The world's only surviving livewriter.
This ruling has little to do with technology and more to do with business and competition. Skype, FWD et. al. will still be able to offer their free services (which are actually financed by advertising and other means).
This will allow new companies to start offering value-added, non-PSTN phone service without being shut out by the two current major phone service providers using artifically low prices.
Basically, a Good Thing because competition is good.
If you don't want to repeat the past, stop living in it.
I just got Asterisk@Home 1.0 up and running last night, and I was researching Canadian VOIP providers (specifically on Vancouver Island). I found, to my surprise that almost all of them support MGCP and not SIP.
Apparently, Asteriks works great with SIP, but is a real beast with MGCP...
So personally I hope that this regulation brings in smaller players who support SIP and will allow me to hook up a local VOIP connection in Victoria...
As an aside - are there any Canadian (preferably in B.C.) users of Asterisk out there who are running a good VOIP setup? If so, what provider do you use?
Try to hack my 31337 firewall!
People have done what you have mentioned. However, it requires purchasing equipment and setting things up yourself.
The CRTC has nothing to do with your lack of being able to buy channels individually (with the exception of requiring a certain number of those channels to be Canadian).
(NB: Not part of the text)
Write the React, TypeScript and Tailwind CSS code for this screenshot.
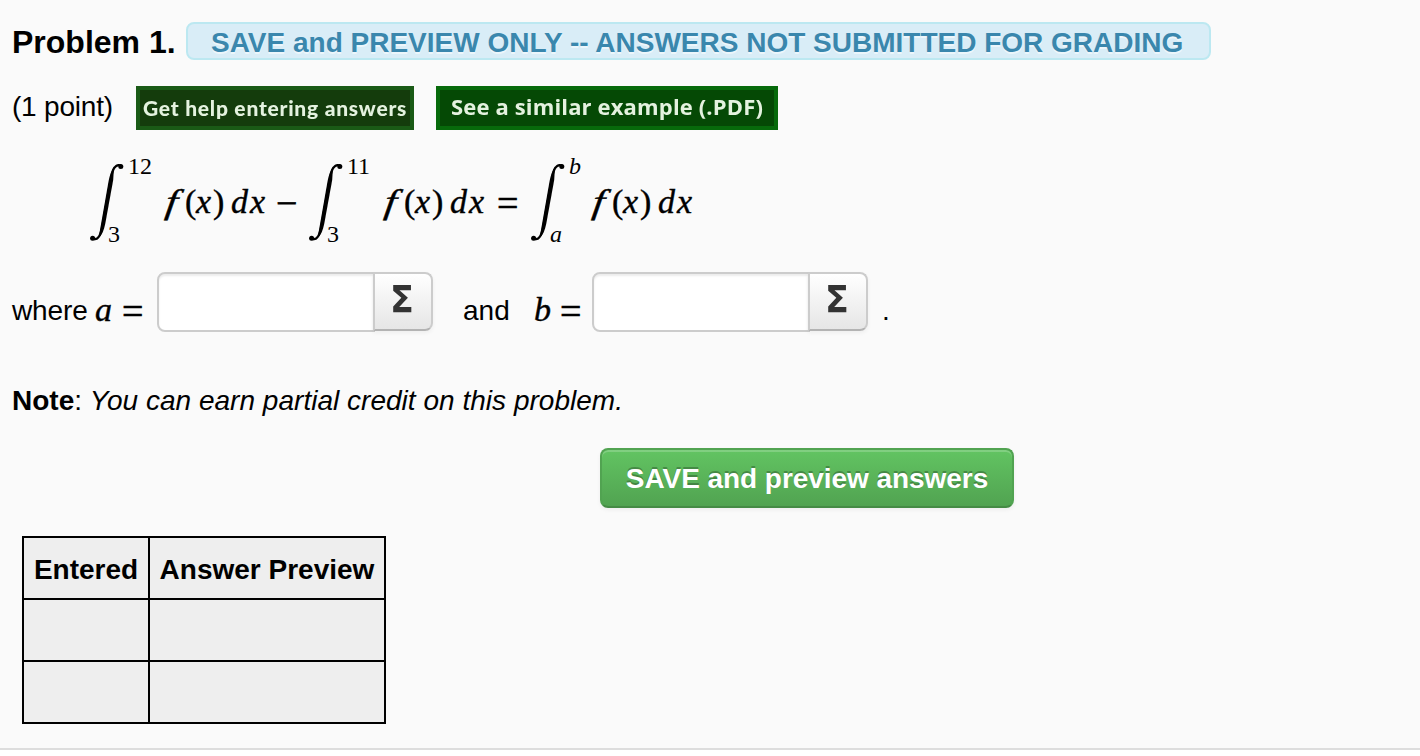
import type { ReactNode } from "react";

/* ── Integral sign with its limits ── */
function Integral({ upper, lower, italic }: { upper: string; lower: string; italic?: boolean }) {
  return (
    <div className={`flex h-[100px] shrink-0 font-['Liberation_Serif',serif] text-[24px] leading-[24px] ${italic ? "w-[64px] italic" : "w-[78px]"}`}>
      <svg viewBox="0 0 34 78" className="mt-[13px] h-[78px] w-[34px] shrink-0">
        <path
          d="M3 75.8 C8.3 78 10.8 71.5 12.6 62 L20.6 17 C22.4 7 24.8 0.6 30.4 2.3"
          fill="none"
          stroke="#000"
          strokeWidth="2.2"
          strokeLinecap="round"
        />
        <path d="M10 67 L18.6 18 C19.8 12 21.4 7 24 3.4 L23.2 17 L15.2 61 C14 67 12 72 8.6 75 Z" />
        <circle cx="2.6" cy="75.2" r="2.5" />
        <circle cx="30.8" cy="3.4" r="2.5" />
      </svg>
      <div className="relative flex-1">
        <span className="absolute left-[4px] top-[4px]">{upper}</span>
        <span className={`absolute top-[72px] ${italic ? "left-[-15px]" : "left-[-16px]"}`}>{lower}</span>
      </div>
    </div>
  );
}

/* ── f(x) dx ── */
function Integrand() {
  return (
    <div className="mt-[32px] flex h-[40px] w-[98px] shrink-0 whitespace-nowrap font-['Liberation_Serif',serif] text-[34px] italic leading-[40px] [-webkit-text-stroke:0.4px_#000]">
      <span className="-ml-[2px] w-[19px] origin-left -skew-x-6 scale-x-125">f</span>
      <span className="w-[11px] not-italic">(</span>
      <span className="w-[17px]">x</span>
      <span className="w-[18px] not-italic">)</span>
      <span className="w-[19px]">d</span>
      <span className="w-[16px]">x</span>
    </div>
  );
}

function Operator({ children }: { children: ReactNode }) {
  return (
    <span className="mt-[33px] w-[21px] text-center font-['Liberation_Serif',serif] text-[38px] leading-[40px] [-webkit-text-stroke:0.6px_#000]">
      {children}
    </span>
  );
}

/* ── Text field with the equation editor button ── */
function AnswerField({ label }: { label: string }) {
  return (
    <div className="flex h-[60px] w-[276px] shrink-0">
      <input
        aria-label={label}
        className="h-[60px] w-[218px] rounded-l-[8px] border-2 border-[#ccc] bg-white px-3 shadow-[inset_0_2px_2px_rgba(0,0,0,0.075)] outline-none"
      />
      <button className="-ml-[2px] flex h-[59px] w-[60px] justify-center rounded-r-[8px] border-2 border-[#ccc] border-b-[#b3b3b3] bg-linear-to-b from-white to-[#e6e6e6] shadow-[0_2px_4px_rgba(0,0,0,0.05)]">
        <span className="mt-[5px] -ml-[2px] font-['DejaVu_Sans',sans-serif] text-[38px] font-bold leading-[40px] text-[#333] scale-x-[0.92]">
          Σ
        </span>
      </button>
    </div>
  );
}

export default function App() {
  return (
    <div className="h-[756px] w-[1420px] overflow-hidden bg-white font-['Liberation_Sans',Arial,sans-serif] text-[28px] leading-[40px] text-black">
      <div className="h-[750px] border-b-2 border-[#ddd] bg-[#fafafa] pt-[22px]">

        {/* Title */}
        <div className="flex h-[38px] whitespace-nowrap font-bold">
          <h1 className="ml-[12px] w-[174px] text-[32px]">Problem 1.</h1>
          <div className="w-[1025px] rounded-[8px] border-2 border-[#bce8f1] bg-[#d9edf7] pl-[23px] leading-[37px] text-[#3a87ad] [text-shadow:0_2px_0_rgba(255,255,255,0.5)]">
            SAVE and PREVIEW ONLY -- ANSWERS NOT SUBMITTED FOR GRADING
          </div>
        </div>

        {/* Points and help links */}
        <div className="mt-[26px] flex h-[44px] whitespace-nowrap">
          <span className="mt-[1px] ml-[12px] w-[124px] tracking-[-0.2px]">(1 point)</span>
          <a className="h-[44px] w-[278px] border-4 border-[#1a5a16] bg-[#143c0c] pl-[3px] font-['Lato',sans-serif] text-[21px] font-black leading-[35px] tracking-[0.75px] text-[#e4f2df]">
            <span className="inline-block blur-[0.6px]">Get help entering answers</span>
          </a>
          <a className="ml-[22px] h-[44px] w-[342px] border-4 border-[#076a0b] bg-[#054905] pl-[11px] font-['Open_Sans',sans-serif] text-[22px] font-bold leading-[32px] tracking-[0.15px] text-[#e4f2df]">
            <span className="inline-block blur-[0.6px]">See a similar example (.PDF)</span>
          </a>
        </div>

        {/* Equation */}
        <div className="mt-[20px] ml-[90px] flex h-[100px]">
          <Integral upper="12" lower="3" />
          <Integrand />
          <div className="flex w-[43px] pl-[10px]"><Operator>−</Operator></div>
          <Integral upper="11" lower="3" />
          <Integrand />
          <div className="ml-[12px] flex w-[34px]"><Operator>=</Operator></div>
          <Integral upper="b" lower="a" italic />
          <Integrand />
        </div>

        {/* Answer fields */}
        <div className="mt-[22px] flex h-[60px] whitespace-nowrap">
          <span className="mt-[19px] ml-[12px] w-[83px] tracking-[-0.1px]">where</span>
          <span className="mt-[18px] w-[27px] font-['Liberation_Serif',serif] text-[34px] italic [-webkit-text-stroke:0.4px_#000]">a</span>
          <span className="mt-[19px] w-[35px] font-['Liberation_Serif',serif] text-[38px] [-webkit-text-stroke:0.6px_#000]">=</span>
          <AnswerField label="a" />
          <span className="mt-[19px] ml-[30px] w-[71px]">and</span>
          <span className="mt-[18px] w-[26px] font-['Liberation_Serif',serif] text-[34px] italic [-webkit-text-stroke:0.4px_#000]">b</span>
          <span className="mt-[19px] w-[32px] font-['Liberation_Serif',serif] text-[38px] [-webkit-text-stroke:0.6px_#000]">=</span>
          <AnswerField label="b" />
          <span className="mt-[19px] ml-[14px]">.</span>
        </div>

        <p className="mt-[49px] ml-[12px] h-[40px] whitespace-nowrap">
          <b>Note</b>: <i className="tracking-[0.02px]">You can earn partial credit on this problem.</i>
        </p>

        <button className="mt-[27px] ml-[600px] block h-[60px] w-[414px] whitespace-nowrap rounded-[8px] border-2 border-[#51a351] border-b-[#458b45] bg-linear-to-b from-[#62c462] to-[#51a351] pt-[2px] font-bold tracking-[-0.05px] text-white shadow-[inset_0_2px_0_rgba(255,255,255,0.2),0_2px_4px_rgba(0,0,0,0.05)] [text-shadow:0_-2px_0_rgba(0,0,0,0.25)]">
          SAVE and preview answers
        </button>

        {/* Results */}
        <table className="mt-[28px] ml-[22px] h-[188px] w-[364px] table-fixed border-separate border-spacing-0 border-t-2 border-l-2 border-black bg-[#eee]">
          <thead>
            <tr className="h-[62px]">
              <th className="w-[126px] whitespace-nowrap border-r-2 border-b-2 border-black pt-[4px]">Entered</th>
              <th className="whitespace-nowrap border-r-2 border-b-2 border-black pt-[4px]">Answer Preview</th>
            </tr>
          </thead>
          <tbody>
            {["a", "b"].map((name) => (
              <tr key={name} className="h-[62px]">
                <td className="border-r-2 border-b-2 border-black" />
                <td className="border-r-2 border-b-2 border-black" />
              </tr>
            ))}
          </tbody>
        </table>
      </div>
    </div>
  );
}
It is the cable/satellite companies that put them into budles. Most cable/satellite companies allow you to purchase digital channels separately.
With analogue cable, the reason they are in bundles is because you just can't flip a switch and enable access to them. They have to go out to your place and setup the connection. It is just easier -- and cheaper for them -- to offer three or so packages than to offer 50 individual channels.
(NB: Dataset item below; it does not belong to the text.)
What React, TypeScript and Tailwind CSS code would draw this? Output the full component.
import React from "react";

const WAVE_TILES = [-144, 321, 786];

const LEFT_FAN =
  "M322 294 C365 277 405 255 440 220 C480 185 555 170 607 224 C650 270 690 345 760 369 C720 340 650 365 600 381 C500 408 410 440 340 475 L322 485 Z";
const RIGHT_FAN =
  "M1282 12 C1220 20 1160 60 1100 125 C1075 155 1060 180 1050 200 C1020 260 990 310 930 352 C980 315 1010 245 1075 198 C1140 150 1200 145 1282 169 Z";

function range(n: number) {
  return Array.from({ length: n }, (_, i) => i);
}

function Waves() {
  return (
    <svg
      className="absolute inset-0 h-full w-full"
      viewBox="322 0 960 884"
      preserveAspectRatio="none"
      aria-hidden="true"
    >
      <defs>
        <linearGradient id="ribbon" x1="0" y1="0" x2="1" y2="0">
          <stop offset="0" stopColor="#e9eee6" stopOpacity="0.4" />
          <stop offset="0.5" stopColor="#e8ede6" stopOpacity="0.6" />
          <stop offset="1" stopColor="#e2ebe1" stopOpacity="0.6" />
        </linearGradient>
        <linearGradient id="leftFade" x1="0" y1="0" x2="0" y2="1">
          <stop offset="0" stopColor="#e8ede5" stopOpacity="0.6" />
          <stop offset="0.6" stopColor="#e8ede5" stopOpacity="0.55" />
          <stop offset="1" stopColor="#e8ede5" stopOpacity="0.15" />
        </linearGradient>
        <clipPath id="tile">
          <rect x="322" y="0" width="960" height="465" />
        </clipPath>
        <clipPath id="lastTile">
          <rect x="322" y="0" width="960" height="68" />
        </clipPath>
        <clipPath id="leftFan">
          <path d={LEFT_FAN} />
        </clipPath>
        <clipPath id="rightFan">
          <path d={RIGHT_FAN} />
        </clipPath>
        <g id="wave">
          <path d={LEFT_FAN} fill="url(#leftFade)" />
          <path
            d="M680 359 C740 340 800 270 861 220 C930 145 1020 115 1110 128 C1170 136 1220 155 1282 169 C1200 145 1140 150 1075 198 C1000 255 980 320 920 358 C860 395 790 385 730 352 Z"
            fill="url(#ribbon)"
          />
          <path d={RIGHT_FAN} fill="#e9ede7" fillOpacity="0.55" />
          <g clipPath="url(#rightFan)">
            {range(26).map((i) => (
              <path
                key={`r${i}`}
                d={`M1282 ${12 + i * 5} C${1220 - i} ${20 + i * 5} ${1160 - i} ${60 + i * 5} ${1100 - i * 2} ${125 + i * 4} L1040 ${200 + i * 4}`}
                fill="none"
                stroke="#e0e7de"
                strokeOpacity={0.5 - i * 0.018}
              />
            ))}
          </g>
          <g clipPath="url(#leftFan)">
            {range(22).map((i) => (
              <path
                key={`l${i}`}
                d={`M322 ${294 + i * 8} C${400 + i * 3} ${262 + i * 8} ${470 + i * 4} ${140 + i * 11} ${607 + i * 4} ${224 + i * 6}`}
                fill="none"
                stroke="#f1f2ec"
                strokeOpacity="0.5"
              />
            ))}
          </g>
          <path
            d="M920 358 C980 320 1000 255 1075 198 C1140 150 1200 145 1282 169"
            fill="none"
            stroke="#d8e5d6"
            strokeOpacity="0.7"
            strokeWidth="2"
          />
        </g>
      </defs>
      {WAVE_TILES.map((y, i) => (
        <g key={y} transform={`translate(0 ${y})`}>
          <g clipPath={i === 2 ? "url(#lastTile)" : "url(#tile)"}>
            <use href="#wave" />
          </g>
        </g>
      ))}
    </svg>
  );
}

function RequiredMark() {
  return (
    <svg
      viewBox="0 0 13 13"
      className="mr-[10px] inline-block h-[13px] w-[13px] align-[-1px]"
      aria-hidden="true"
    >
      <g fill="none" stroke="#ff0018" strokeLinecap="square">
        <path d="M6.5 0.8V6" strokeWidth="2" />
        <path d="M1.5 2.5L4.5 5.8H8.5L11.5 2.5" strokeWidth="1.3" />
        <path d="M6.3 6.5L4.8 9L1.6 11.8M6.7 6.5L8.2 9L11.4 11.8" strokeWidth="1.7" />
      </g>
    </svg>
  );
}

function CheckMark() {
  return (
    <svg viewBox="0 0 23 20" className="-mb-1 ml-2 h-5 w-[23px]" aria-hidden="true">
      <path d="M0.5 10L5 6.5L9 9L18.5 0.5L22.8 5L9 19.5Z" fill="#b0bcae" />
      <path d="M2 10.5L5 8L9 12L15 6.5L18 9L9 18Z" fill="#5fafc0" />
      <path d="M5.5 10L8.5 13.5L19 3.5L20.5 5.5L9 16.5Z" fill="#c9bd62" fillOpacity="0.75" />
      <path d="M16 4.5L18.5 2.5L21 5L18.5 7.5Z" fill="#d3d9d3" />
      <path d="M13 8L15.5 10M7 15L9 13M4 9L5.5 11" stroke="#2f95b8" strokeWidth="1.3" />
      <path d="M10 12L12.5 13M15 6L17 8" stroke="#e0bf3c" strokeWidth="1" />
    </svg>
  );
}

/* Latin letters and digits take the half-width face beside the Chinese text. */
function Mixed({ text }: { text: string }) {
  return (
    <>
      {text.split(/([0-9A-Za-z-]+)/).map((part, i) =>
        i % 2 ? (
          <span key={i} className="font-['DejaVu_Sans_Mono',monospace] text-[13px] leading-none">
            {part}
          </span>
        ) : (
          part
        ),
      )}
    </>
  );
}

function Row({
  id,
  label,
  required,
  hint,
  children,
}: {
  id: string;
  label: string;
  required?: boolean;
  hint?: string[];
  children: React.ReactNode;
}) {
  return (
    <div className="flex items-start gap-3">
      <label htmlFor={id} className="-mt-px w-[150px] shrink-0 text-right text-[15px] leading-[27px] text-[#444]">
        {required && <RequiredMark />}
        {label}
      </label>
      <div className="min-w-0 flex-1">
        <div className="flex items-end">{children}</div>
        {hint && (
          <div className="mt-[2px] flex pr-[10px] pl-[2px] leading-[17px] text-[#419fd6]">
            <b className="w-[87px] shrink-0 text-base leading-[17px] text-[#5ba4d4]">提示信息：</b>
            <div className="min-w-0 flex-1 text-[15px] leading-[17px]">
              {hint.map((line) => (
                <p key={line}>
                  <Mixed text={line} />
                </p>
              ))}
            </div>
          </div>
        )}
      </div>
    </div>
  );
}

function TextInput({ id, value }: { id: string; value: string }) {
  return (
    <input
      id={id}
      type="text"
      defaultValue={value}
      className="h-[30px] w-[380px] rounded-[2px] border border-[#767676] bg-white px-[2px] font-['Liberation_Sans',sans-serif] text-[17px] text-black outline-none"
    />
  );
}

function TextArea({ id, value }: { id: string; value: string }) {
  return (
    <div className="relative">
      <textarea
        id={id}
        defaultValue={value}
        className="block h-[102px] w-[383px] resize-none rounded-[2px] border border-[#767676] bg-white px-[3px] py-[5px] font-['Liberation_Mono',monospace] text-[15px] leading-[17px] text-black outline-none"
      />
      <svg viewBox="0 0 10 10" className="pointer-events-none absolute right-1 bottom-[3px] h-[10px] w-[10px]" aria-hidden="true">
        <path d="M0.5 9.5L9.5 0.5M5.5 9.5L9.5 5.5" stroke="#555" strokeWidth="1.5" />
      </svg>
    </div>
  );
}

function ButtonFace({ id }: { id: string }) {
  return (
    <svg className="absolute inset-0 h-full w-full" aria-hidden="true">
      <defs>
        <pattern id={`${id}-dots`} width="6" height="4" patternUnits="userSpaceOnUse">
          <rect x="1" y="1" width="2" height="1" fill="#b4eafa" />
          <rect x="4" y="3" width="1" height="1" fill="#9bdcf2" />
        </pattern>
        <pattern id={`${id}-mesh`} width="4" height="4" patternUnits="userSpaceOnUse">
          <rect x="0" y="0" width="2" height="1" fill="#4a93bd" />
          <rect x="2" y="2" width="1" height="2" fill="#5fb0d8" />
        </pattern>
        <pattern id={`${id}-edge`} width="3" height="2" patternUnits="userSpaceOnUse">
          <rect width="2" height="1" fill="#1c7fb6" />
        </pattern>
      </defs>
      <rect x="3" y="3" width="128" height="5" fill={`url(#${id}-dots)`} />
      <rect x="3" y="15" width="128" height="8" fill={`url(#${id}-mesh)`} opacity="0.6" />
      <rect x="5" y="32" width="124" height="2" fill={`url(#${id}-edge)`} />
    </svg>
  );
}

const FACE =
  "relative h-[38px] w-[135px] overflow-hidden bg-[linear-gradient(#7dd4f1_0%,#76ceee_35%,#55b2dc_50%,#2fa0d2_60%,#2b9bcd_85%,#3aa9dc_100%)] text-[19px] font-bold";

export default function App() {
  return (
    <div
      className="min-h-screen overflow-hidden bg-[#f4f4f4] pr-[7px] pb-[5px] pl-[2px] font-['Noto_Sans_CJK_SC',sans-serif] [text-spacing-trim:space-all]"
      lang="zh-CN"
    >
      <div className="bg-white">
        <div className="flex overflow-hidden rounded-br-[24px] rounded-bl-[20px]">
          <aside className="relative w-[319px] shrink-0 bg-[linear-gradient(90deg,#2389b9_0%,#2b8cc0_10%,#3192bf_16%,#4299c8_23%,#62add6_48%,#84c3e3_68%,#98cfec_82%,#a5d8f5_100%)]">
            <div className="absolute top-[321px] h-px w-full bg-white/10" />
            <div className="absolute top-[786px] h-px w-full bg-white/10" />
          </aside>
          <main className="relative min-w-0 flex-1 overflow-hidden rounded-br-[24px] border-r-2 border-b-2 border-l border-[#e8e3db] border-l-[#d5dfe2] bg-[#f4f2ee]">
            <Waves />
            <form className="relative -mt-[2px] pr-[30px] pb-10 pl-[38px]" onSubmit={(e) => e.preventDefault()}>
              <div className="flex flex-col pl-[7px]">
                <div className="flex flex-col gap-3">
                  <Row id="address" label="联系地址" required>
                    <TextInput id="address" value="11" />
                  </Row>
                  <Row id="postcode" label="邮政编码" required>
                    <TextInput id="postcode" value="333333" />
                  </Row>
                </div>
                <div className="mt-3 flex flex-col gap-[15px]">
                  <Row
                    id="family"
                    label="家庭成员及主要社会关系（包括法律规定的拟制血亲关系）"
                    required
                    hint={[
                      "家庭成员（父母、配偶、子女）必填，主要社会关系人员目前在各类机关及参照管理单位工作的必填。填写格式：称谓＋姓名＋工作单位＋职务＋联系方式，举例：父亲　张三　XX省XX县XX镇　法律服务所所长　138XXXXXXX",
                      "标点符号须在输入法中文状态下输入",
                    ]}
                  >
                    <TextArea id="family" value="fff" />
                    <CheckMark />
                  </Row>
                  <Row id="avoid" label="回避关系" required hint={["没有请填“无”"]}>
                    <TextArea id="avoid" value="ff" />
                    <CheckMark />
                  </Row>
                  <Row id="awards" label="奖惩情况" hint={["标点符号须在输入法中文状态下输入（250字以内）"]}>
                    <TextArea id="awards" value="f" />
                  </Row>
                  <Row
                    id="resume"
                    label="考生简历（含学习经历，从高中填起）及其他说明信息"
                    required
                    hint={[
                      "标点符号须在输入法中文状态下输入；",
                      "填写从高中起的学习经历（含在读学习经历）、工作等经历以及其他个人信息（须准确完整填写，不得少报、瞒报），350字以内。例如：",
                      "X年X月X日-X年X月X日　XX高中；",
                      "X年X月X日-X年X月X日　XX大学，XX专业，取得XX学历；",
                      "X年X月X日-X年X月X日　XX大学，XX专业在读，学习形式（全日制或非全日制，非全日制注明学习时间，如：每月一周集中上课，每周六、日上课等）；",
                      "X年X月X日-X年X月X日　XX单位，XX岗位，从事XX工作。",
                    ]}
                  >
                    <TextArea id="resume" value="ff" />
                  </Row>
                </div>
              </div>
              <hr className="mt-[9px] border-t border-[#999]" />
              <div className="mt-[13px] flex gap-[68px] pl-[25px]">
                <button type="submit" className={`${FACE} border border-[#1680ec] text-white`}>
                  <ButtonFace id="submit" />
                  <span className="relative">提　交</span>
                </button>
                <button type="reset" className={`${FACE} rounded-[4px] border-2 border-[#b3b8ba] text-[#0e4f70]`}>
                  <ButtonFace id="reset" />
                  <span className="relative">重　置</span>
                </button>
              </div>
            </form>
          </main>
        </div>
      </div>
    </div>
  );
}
I suggest you read the CRTC website which explains in detail about your beefs. If you are still not happy, file a complaint with them. They surprisenly do go through those things and respond.
The Slashdot cover story gets it wrong. The CRTC is not regulating all VoIP providers. It is regulating Incumbent telephone companies.
There are two types of local phone companies. Incumbents were given legal monopolies until recently, with Canada following the USA in opening up competition. So Bell Canada, Aliant, Telus and Sasktel are Incumbents in Canada. They all have much more than a 50% market share. This is generally accepted as giving them monopoly power -- the ability to set prices in a manner that no competitor can equal.
All other telephone companies are Competitive. They are startups, or at least new to the phone business. In the USA, the term of art is CLEC, and they range from big cable companies down to one-man shops. (I personally know some of the latter.) They have no market power to speak of. Vonage is not a phone company, at least under US rules, but it does provide something resembling local phone service. (Technically it's reselling the services of other CLECs, such as Focal and Paetec.)
The CRTC decided (it's not formally out yet) that Incumbent local phone companies, whose prices are regulated because they have monopoly power, cannot offer VoIP services at unregulated prices. They can't offer cut-rate service that puts their competitors out of business (remember John D. Rockefeller -- sell cheap until the competitor is gone, then raise the price big time). EVERYBODY ELSE can do as they please. Shaw, Rogers, Vonage, Broadvoice, Yukon Dave's Trading Post and Telephone Service Company -- they can offer VoIP withut price regulation.
The CRTC is doing a far better job than the US FCC has been doing over the past few years. This decision is quite reasonable.